Job
Look through the material below. Copy every line with the string "components" in it.

--- START Available data ---

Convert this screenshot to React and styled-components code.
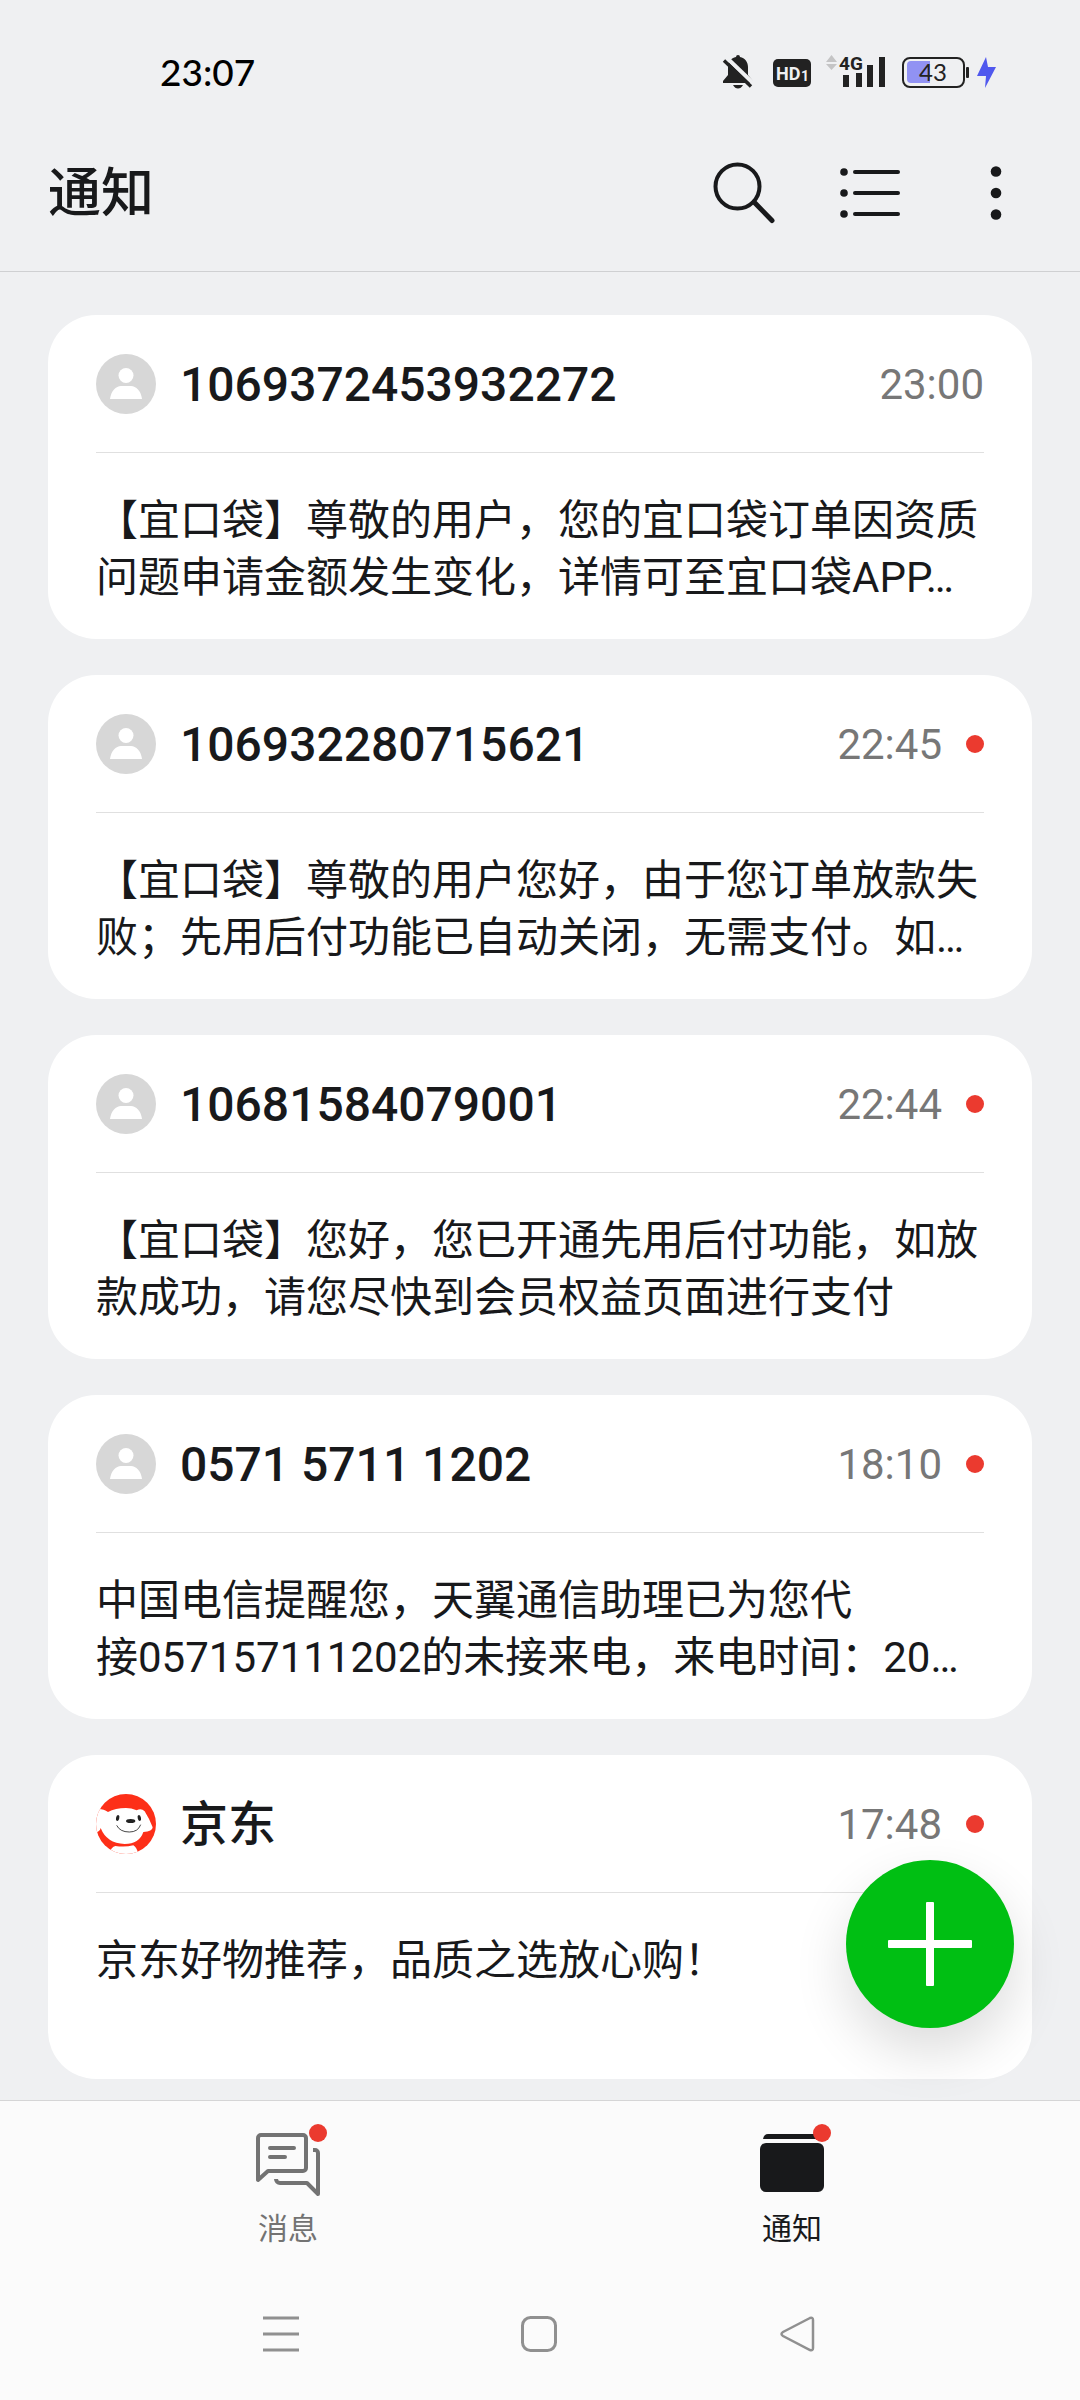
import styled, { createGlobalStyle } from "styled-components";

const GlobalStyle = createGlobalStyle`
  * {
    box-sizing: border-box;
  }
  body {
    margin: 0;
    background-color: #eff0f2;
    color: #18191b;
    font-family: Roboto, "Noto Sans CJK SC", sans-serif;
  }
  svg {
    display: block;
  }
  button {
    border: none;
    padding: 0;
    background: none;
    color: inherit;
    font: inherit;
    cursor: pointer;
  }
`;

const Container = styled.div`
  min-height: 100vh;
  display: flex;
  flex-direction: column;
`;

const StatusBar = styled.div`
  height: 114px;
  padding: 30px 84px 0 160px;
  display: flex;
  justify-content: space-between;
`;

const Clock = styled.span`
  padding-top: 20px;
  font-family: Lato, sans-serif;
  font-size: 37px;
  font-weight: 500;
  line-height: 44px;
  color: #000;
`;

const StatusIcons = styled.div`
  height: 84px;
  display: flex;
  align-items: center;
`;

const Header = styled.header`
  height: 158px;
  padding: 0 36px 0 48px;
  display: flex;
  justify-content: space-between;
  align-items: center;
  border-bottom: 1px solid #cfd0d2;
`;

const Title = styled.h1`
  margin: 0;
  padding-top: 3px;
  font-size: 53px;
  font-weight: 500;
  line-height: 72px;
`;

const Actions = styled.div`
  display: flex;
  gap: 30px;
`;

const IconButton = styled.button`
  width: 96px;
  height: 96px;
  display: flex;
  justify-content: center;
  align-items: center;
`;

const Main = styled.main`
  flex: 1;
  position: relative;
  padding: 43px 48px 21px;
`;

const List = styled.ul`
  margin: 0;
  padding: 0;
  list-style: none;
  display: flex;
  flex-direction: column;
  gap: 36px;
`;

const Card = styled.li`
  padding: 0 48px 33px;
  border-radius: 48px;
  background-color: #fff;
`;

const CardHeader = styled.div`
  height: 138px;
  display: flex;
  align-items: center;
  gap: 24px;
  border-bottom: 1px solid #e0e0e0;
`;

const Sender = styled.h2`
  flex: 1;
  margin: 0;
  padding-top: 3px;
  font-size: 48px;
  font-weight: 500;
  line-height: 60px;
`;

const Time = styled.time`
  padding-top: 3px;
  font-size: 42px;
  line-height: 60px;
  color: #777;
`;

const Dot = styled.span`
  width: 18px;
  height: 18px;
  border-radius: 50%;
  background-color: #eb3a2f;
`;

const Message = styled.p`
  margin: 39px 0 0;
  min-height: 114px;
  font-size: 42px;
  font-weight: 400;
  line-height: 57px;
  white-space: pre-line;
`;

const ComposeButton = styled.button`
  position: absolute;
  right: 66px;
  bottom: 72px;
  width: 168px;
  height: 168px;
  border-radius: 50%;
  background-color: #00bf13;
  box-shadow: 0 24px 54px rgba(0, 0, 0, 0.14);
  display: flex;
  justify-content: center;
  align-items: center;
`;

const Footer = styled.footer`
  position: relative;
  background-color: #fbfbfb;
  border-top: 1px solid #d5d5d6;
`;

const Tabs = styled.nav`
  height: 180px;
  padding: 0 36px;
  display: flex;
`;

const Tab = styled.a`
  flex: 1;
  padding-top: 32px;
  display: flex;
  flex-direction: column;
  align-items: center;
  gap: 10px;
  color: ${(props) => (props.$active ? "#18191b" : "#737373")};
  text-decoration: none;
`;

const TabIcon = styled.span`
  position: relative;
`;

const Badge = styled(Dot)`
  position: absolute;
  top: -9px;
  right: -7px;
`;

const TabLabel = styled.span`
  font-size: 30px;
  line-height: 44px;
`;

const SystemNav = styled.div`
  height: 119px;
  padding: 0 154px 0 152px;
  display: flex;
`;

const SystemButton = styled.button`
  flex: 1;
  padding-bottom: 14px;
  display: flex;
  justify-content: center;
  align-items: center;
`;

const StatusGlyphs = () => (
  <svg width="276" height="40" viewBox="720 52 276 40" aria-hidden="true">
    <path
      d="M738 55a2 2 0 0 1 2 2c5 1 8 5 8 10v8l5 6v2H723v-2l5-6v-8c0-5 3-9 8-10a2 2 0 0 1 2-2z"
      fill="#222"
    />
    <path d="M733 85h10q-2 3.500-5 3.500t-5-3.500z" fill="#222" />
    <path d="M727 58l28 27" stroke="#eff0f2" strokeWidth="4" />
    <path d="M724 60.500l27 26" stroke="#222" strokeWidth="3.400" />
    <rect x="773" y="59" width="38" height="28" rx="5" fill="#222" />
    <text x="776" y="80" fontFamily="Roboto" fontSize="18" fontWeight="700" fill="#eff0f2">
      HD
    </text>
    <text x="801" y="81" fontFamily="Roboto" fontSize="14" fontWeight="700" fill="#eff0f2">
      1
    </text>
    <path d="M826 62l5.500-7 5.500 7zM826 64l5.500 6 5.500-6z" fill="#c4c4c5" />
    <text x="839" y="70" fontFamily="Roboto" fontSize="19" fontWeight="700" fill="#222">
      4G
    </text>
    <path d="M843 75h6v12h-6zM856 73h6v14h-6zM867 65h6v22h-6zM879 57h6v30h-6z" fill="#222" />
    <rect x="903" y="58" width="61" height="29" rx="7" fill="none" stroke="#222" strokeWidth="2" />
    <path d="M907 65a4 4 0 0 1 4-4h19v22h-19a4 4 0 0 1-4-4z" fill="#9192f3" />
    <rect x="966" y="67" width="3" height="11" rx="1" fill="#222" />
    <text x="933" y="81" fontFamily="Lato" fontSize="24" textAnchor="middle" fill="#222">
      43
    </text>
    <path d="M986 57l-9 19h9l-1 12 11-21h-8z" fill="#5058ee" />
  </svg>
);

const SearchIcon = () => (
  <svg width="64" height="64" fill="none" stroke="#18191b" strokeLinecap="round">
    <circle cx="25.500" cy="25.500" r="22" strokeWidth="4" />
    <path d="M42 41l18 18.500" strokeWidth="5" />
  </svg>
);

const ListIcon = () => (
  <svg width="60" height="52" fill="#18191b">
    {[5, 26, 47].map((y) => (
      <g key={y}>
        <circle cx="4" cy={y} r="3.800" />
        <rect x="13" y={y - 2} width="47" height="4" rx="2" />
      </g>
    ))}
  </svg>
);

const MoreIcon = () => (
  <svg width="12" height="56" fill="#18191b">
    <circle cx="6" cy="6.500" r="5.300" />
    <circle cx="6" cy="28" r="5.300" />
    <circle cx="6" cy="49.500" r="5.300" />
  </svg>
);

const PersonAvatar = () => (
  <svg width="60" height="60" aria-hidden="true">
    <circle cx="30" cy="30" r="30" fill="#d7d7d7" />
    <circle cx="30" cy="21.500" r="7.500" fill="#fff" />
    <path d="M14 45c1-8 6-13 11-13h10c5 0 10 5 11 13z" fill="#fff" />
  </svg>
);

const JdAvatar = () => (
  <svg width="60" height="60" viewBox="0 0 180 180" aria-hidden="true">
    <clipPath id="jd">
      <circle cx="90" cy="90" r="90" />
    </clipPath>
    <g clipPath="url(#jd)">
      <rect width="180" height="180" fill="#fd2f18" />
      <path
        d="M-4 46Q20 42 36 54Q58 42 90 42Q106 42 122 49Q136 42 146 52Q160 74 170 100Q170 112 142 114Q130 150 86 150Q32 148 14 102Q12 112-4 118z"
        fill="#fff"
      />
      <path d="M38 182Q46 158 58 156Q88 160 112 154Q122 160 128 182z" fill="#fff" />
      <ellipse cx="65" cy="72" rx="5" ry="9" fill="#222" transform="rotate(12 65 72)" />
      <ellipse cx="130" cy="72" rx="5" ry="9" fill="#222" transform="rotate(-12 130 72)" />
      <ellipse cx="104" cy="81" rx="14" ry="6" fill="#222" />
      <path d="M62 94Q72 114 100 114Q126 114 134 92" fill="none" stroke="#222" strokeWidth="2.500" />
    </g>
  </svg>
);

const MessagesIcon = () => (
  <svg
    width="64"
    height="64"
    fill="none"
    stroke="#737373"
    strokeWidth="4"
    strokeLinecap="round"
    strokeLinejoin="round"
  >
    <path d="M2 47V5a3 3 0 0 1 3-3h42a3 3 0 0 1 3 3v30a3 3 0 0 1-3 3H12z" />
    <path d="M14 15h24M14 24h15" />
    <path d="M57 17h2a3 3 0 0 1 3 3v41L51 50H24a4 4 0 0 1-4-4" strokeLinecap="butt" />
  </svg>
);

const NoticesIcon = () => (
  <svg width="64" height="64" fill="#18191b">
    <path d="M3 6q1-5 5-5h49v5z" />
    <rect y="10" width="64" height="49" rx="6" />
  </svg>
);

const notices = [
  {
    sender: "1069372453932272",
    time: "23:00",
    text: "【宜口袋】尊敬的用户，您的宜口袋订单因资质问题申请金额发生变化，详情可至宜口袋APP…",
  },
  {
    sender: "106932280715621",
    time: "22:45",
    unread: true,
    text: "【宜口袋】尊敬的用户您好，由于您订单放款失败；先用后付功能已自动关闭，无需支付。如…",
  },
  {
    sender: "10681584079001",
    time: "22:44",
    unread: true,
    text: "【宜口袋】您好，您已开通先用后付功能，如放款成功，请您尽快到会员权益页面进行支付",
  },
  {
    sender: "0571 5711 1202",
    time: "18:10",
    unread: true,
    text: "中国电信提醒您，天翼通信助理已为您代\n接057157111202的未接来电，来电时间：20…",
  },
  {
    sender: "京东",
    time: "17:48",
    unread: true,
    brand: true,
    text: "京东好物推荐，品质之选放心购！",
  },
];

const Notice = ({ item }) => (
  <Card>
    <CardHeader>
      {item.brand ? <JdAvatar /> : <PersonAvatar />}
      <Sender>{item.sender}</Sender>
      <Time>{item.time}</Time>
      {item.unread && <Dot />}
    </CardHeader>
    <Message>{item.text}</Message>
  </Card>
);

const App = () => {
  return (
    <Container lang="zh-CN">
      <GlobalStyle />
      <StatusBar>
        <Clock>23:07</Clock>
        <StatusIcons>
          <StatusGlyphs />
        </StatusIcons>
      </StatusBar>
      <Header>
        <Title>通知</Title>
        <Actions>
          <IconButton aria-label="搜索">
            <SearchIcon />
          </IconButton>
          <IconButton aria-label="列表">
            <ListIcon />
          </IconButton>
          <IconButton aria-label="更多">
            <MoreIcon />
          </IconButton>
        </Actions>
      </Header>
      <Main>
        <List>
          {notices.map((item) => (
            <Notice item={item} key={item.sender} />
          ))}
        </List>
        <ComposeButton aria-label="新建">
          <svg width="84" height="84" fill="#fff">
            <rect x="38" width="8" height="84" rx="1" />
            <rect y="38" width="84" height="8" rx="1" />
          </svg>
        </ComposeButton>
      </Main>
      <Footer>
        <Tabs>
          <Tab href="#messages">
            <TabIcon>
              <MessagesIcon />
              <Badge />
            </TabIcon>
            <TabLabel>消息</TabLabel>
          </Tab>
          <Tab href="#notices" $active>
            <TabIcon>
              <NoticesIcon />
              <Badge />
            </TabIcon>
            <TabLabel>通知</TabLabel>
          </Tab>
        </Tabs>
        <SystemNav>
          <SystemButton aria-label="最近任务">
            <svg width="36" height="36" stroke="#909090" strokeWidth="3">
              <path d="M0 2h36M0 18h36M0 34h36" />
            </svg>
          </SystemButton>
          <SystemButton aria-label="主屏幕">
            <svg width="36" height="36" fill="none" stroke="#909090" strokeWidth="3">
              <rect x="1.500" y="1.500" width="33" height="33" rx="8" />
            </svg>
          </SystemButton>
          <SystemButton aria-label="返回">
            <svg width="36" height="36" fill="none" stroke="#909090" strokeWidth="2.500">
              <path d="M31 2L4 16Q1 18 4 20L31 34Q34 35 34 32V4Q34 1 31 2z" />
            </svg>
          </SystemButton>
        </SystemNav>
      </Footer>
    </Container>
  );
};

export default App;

--- END Available data ---

The reply
Convert this screenshot to React and styled-components code.
import styled, { createGlobalStyle } from "styled-components";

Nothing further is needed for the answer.